Wildlife Trust Habitat Project Aims to Tackle Climate Crisis
Jul, 12 2021
In just under thirty years time the welfare of our natural environment is under threat. Unless positive work is inputted it could be seriously damaged which includes the animals that live around it.
Thankfully, a sum total of £2 million has been provided by the People’s Postcode lottery to sustain places across the UK. This includes improving fragmented wetland across England and Wales to allow more beavers to inhabit the area.
Coastal salt marshes in Essex will also be expanded and peatland habitats in five counties restored.
These fantastic “nature based solutions” will enable the UK to cut carbon emissions to “net zero” by 2050 according to The Wildlife Trust.
Chief executive Craig Bennett described nature as “our biggest ally in limiting global temperature rises”.
He went on to express his concerns,
"We need to cut emissions at source to fight climate change and we can also have a big impact by restoring nature because wilder places lock up carbon. That means repairing the amazing habitats in our seas, rewetting peatlands, dramatically changing how we manage farmland, rewilding landscapes, and bringing back habitats that have been lost.”

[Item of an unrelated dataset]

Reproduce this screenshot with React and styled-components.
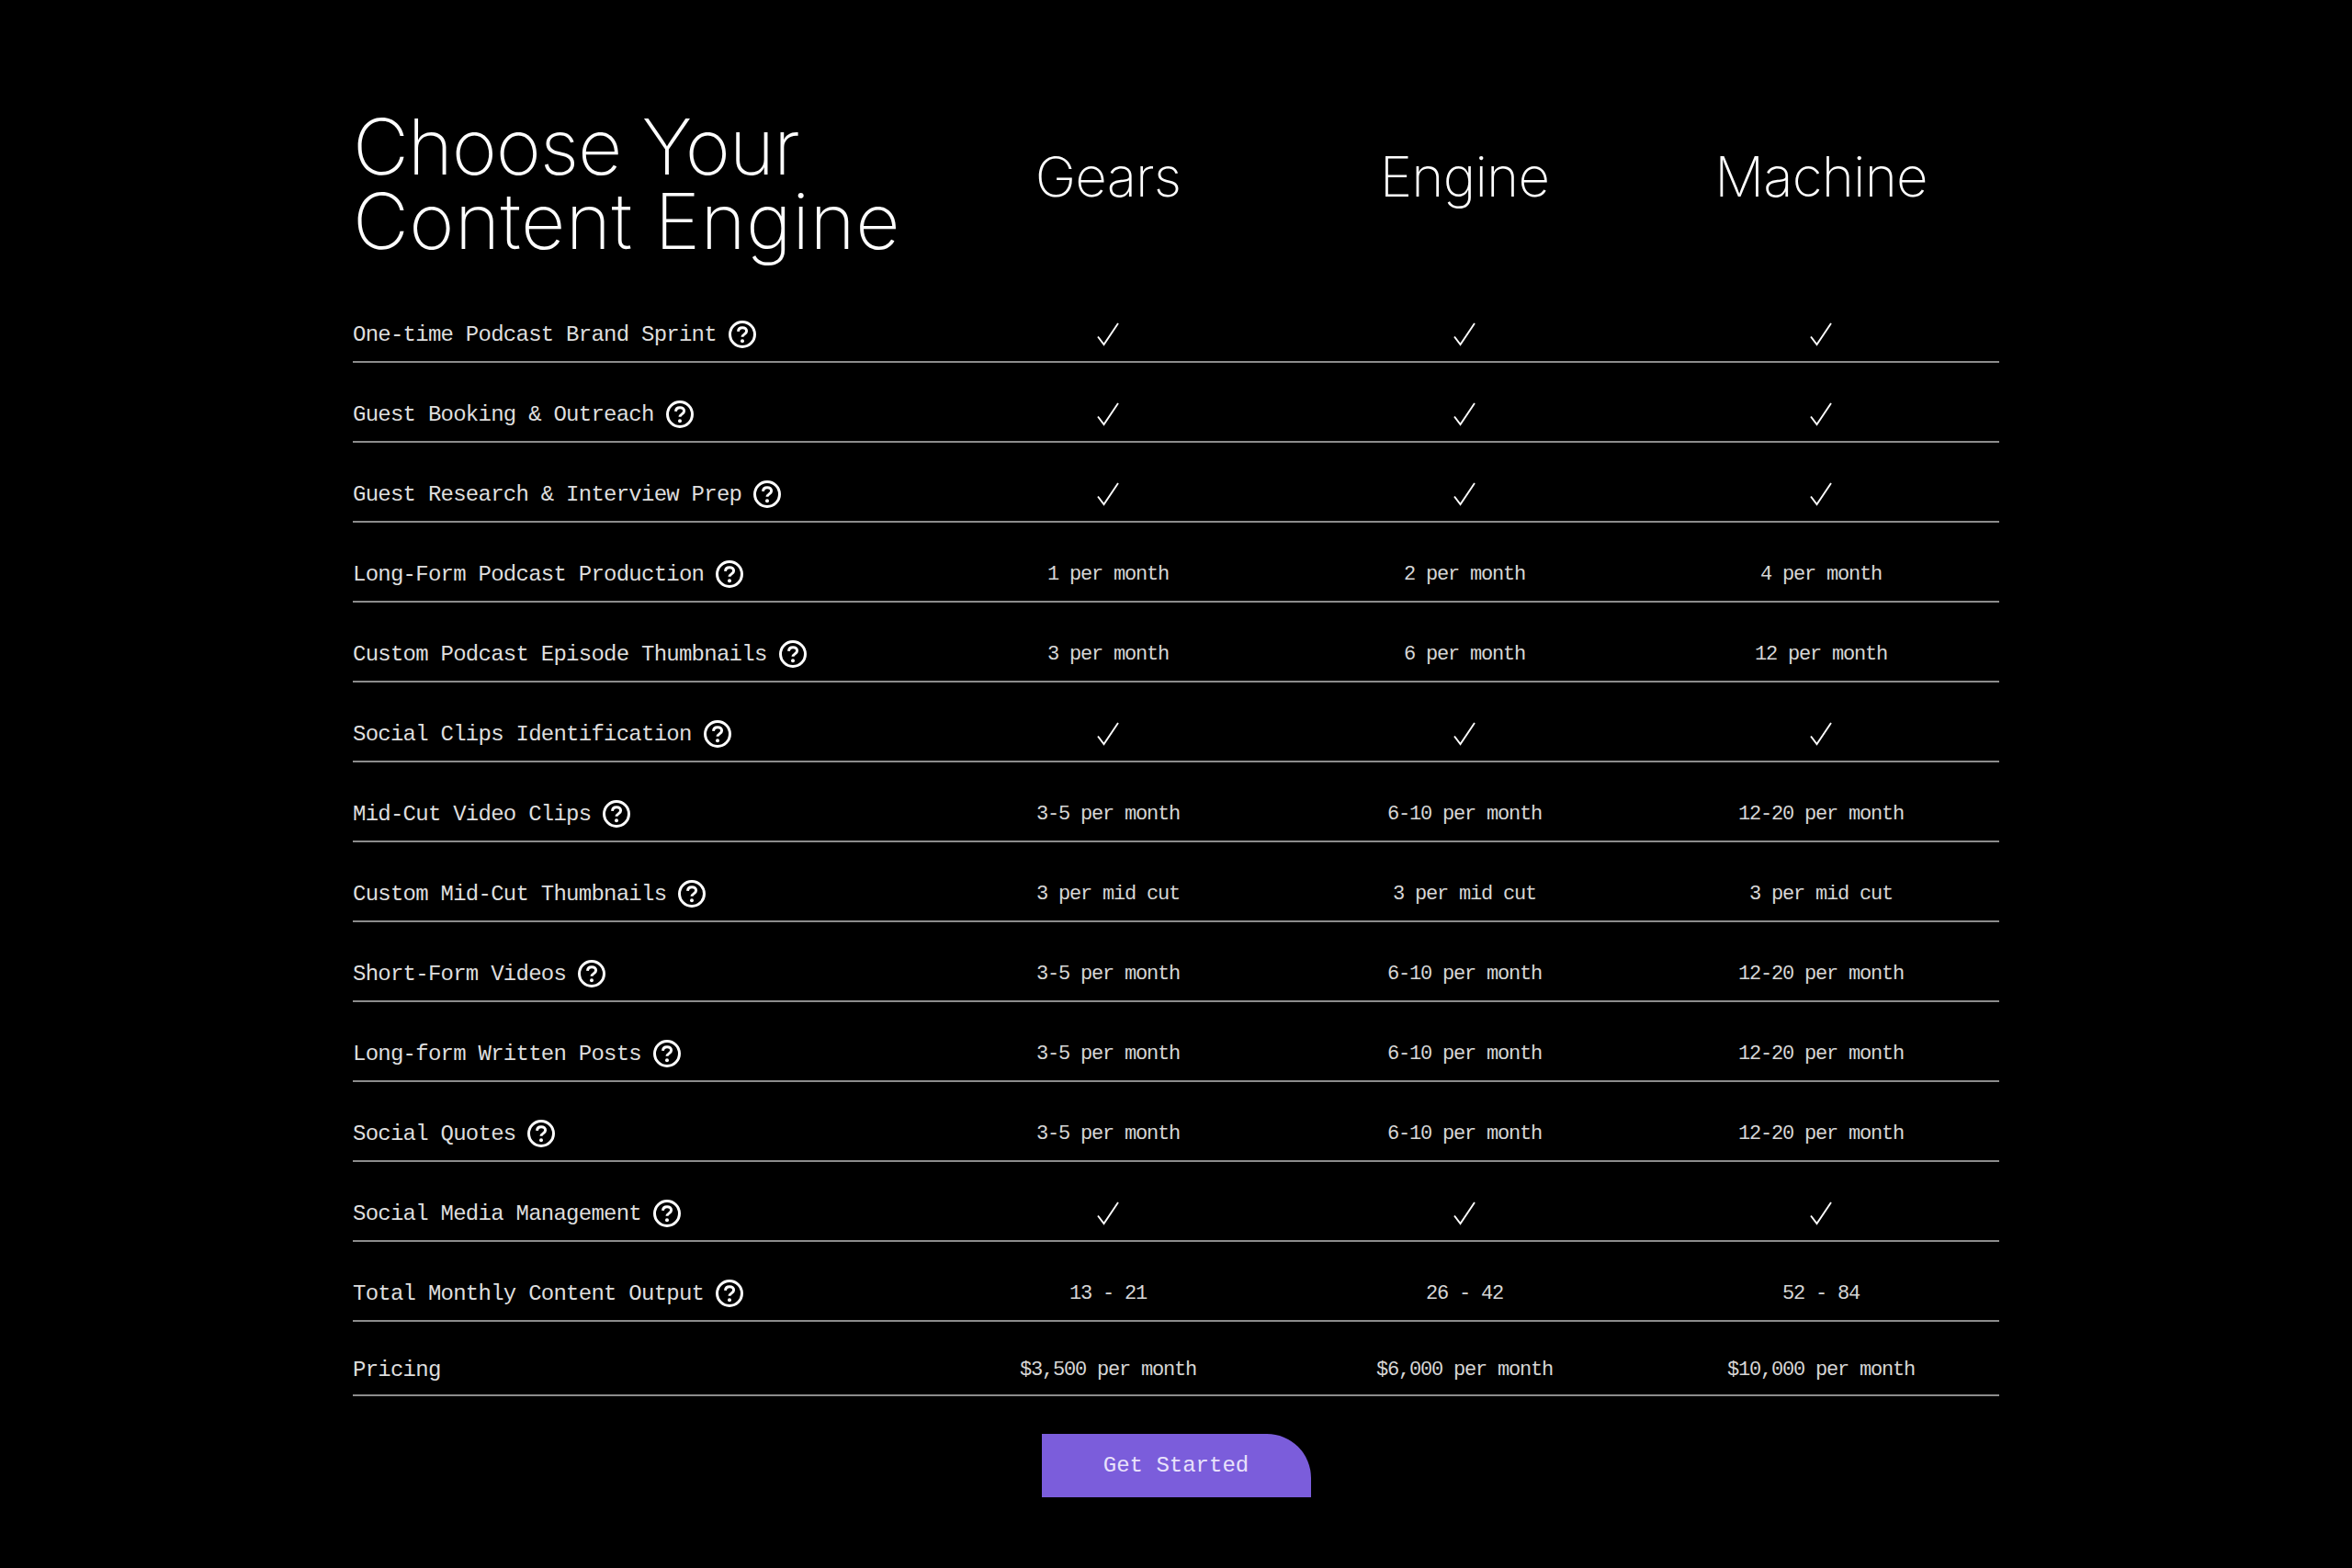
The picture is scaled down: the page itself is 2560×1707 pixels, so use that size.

The 12 "high impact" projects will focus on:
- Creating habitat features to help temperature-sensitive butterflies in Bedfordshire, Cambridgeshire and Northamptonshire
- Restoring fragmented wetlands, paving the way to bring back beavers in Cheshire, Staffordshire and Shropshire and North Wales
- Peatland repair and sphagnum moss farming in Cumbria, to create a vast nature reserve within the South Lakeland district
- A woodland creation and restoration in the Derwent Valley in Derbyshire to help reintroduce species of pine marten
- Developing a site at Woodah Farm in Devon to explore the impact less intensive farming while focusing on revitalising soil health
- Expanding saltmarsh restoration along the Essex coast to help encourage sediment accumulation and plant growth
- Seagrass restoration in the Solent on the Hampshire coast to increase biodiversity. Seagrasses capture carbon up to 35 times faster than tropical rainforests
- Creating a nature recovery network in Nottinghamshire to improve soil and water quality, including the introduction of five species of herbs and grasses
- Natural flood management measures across a river catchment in Sheffield and Rotherham with the creation of woodlands and rewetting former wetlands
- Survey work to enable lowland peatland restoration and development of techniques to monitor carbon capture and emissions in Somerset
- Working with local fishery managers to restore a lost kelp forest off the Sussex coast to provide a crucial habitat for juvenile fish
- Restoration of the Great North Bog - a gigantic swathe of peat bog across Yorkshire, Cumbria, Durham, Lancashire and Northumberland
Wildlife projects to help tackle the effects of climate change and restore animal habitats have been unveiled by a charity.